* Given information
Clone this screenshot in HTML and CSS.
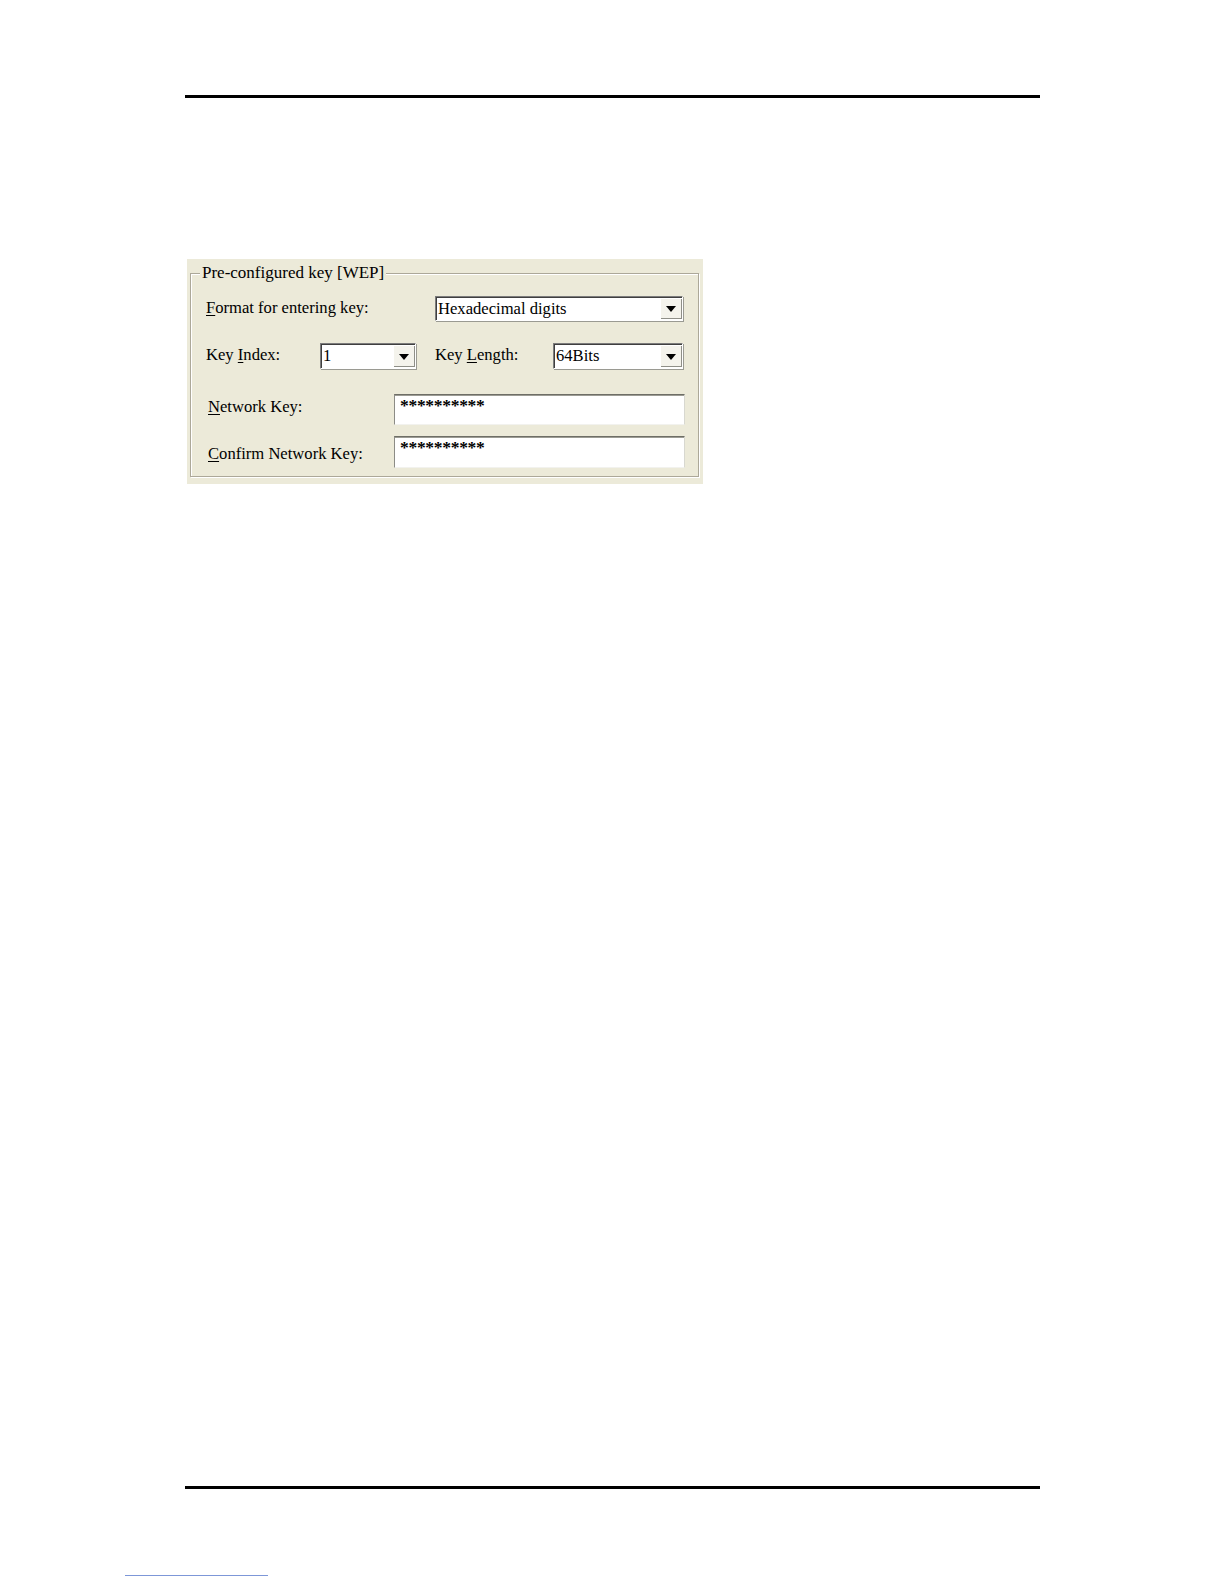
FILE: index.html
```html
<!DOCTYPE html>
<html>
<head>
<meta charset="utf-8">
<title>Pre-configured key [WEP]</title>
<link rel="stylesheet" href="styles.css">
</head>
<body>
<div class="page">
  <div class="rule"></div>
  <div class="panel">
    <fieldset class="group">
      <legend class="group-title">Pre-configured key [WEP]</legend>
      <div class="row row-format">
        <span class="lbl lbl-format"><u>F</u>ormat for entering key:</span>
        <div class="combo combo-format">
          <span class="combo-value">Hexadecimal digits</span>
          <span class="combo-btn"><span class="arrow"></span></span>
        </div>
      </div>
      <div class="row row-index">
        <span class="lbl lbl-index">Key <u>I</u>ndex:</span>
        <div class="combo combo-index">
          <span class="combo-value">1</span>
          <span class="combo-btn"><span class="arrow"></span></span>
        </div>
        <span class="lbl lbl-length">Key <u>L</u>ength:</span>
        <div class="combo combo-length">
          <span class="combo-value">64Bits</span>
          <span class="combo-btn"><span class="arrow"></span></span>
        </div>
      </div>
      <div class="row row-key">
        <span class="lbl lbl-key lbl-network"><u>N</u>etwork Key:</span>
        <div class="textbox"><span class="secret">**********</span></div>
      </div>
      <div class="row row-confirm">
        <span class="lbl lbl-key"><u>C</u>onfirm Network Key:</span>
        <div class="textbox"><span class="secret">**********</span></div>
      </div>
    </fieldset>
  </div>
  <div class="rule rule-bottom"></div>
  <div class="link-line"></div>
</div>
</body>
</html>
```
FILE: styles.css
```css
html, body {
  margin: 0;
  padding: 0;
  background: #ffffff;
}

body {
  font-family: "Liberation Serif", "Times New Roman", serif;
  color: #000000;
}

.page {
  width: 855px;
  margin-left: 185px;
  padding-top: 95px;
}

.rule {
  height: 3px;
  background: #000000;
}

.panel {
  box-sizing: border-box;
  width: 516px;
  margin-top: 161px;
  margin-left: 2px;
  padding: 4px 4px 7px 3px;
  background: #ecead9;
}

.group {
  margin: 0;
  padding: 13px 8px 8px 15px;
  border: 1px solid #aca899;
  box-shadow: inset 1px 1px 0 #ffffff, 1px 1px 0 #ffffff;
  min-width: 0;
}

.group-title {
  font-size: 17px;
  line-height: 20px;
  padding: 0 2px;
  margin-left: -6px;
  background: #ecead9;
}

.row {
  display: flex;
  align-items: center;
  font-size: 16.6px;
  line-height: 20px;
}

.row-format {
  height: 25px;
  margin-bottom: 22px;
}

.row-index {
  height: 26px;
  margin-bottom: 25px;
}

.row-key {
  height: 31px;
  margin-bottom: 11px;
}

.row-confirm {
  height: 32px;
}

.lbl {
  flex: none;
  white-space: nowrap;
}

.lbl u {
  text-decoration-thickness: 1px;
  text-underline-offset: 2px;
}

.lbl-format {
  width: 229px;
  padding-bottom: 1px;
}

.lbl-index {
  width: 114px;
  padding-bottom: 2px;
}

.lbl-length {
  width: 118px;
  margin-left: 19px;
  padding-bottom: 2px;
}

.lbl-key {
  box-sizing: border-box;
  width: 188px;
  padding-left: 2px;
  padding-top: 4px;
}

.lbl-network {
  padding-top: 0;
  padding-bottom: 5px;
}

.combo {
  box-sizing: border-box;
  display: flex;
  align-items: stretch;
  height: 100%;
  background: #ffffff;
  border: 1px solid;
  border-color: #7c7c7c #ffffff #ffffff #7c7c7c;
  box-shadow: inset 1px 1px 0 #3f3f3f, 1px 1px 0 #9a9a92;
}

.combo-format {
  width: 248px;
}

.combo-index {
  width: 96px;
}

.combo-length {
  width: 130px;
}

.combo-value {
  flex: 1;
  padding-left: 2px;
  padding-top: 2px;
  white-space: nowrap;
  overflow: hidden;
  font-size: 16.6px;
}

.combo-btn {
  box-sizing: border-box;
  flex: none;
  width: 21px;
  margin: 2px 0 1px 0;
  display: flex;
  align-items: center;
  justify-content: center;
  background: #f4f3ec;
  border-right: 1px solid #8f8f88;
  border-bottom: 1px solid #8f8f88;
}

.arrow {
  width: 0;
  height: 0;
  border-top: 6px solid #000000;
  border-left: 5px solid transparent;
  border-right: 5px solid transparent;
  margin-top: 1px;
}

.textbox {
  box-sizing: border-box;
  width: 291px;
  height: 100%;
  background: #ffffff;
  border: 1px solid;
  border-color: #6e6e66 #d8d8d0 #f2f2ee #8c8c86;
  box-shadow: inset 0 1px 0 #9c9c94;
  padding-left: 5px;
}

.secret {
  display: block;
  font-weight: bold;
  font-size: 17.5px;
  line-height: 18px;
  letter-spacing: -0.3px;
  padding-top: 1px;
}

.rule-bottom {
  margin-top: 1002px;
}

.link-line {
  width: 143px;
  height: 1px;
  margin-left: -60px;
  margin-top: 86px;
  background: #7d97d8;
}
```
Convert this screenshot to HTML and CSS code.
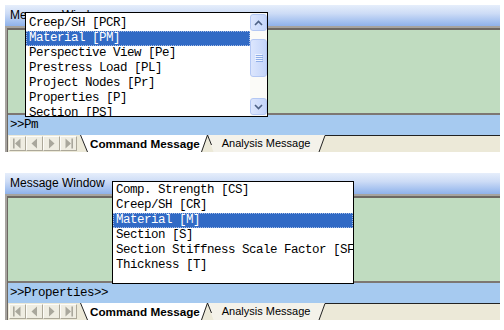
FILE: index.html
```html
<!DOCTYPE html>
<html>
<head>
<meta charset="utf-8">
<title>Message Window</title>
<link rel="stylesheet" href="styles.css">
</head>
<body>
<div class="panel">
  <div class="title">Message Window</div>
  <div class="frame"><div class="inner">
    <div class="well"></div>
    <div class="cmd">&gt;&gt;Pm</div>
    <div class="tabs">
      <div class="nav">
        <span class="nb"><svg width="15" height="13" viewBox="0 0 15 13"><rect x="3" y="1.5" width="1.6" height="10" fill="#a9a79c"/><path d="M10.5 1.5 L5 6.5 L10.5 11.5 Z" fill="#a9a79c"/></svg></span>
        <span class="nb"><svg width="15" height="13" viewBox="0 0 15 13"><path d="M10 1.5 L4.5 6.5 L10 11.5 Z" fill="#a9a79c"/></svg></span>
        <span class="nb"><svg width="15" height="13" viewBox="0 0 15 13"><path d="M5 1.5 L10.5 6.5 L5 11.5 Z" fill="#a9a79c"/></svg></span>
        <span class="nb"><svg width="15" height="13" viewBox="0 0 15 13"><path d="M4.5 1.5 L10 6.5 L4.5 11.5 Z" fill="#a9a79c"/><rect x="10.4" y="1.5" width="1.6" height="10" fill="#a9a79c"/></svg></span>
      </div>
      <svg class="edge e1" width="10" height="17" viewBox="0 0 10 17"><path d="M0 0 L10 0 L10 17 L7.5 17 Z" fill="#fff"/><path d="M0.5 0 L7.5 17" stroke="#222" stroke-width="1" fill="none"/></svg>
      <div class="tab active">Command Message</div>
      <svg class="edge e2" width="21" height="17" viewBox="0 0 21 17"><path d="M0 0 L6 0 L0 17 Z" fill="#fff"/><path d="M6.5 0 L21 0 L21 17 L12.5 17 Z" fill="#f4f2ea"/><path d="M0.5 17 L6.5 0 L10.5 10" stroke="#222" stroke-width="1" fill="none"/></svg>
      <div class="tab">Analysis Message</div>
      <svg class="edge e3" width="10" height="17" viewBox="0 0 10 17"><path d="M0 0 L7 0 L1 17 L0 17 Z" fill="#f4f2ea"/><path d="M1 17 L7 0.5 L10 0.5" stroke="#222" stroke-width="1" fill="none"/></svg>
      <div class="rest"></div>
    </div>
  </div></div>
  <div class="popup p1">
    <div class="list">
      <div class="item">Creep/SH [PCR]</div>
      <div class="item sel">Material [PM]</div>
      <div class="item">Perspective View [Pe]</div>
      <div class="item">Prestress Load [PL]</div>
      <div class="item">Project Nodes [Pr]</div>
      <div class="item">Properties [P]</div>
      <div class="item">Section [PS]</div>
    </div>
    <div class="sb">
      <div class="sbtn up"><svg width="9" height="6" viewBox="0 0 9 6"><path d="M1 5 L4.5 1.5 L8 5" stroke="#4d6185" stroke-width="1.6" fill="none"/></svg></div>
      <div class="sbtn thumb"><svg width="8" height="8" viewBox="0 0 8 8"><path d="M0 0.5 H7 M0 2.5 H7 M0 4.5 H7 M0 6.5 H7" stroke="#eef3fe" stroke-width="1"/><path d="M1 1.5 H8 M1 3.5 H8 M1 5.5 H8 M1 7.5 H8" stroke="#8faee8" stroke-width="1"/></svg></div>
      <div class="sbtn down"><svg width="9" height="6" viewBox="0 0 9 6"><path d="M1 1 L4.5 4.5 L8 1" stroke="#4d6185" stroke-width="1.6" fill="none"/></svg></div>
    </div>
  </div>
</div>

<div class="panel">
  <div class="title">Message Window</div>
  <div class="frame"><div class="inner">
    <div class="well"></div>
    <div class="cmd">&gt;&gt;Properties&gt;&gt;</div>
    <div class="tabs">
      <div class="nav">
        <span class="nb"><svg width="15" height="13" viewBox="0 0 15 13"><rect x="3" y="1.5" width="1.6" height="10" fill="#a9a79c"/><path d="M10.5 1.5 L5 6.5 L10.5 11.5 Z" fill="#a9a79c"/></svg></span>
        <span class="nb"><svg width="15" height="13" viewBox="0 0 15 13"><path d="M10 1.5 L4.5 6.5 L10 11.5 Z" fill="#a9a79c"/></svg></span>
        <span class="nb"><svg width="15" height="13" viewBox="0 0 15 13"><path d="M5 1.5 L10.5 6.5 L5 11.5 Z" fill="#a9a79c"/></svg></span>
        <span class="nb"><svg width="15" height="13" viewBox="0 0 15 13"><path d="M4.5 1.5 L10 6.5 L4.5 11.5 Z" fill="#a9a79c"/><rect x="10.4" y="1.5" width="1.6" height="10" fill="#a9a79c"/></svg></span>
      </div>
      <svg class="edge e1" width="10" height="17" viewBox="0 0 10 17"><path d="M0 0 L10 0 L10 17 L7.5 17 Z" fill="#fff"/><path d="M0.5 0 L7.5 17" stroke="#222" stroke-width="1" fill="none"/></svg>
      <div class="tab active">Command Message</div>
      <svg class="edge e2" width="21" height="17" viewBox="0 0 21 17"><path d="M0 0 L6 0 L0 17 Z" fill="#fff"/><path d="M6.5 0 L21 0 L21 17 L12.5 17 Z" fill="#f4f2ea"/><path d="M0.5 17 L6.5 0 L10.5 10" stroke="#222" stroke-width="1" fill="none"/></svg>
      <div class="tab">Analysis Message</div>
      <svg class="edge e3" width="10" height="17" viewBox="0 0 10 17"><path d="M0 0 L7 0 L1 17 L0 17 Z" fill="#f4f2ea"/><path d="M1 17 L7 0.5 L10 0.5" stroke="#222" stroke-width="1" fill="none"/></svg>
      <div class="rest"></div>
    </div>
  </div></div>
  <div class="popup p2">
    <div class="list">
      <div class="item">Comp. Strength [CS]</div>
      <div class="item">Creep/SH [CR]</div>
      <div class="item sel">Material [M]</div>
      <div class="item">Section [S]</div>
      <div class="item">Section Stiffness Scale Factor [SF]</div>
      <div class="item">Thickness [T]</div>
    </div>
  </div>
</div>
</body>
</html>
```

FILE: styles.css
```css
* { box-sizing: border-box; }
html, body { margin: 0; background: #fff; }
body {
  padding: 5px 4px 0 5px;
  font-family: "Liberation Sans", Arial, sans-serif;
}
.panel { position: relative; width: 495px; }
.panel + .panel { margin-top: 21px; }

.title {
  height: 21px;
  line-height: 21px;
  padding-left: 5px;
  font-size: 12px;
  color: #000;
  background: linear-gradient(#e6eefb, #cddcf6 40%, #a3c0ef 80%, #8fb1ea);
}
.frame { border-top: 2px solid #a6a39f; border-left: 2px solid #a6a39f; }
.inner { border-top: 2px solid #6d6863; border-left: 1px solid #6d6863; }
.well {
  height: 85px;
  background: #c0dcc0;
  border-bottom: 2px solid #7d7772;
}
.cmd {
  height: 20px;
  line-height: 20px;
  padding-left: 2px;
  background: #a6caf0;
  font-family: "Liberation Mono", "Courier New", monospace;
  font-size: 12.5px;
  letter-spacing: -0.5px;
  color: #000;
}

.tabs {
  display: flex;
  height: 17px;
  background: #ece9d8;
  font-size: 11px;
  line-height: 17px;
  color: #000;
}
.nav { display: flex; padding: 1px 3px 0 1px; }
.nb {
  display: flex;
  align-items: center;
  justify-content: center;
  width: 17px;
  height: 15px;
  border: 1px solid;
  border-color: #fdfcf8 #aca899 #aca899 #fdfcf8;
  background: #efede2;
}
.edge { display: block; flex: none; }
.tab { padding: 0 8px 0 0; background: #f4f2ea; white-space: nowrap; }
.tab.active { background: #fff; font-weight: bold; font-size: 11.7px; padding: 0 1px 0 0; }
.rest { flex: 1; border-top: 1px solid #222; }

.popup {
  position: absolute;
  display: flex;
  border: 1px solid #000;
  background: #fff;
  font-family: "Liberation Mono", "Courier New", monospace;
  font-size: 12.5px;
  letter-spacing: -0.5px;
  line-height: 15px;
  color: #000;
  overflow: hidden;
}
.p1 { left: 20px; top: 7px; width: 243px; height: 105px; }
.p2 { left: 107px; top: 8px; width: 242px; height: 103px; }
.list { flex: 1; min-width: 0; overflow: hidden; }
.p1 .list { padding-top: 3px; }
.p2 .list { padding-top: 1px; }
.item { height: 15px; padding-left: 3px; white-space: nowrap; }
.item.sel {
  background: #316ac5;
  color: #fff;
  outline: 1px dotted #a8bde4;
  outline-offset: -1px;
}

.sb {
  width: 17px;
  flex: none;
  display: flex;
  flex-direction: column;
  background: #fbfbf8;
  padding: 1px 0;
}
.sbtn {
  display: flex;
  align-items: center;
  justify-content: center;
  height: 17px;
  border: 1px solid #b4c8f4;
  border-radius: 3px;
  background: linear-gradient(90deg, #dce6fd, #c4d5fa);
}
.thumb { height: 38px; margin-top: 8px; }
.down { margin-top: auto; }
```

* What is being asked
On how many lines does the word "screenshot" appear? Answer with only the number.

* Task response
2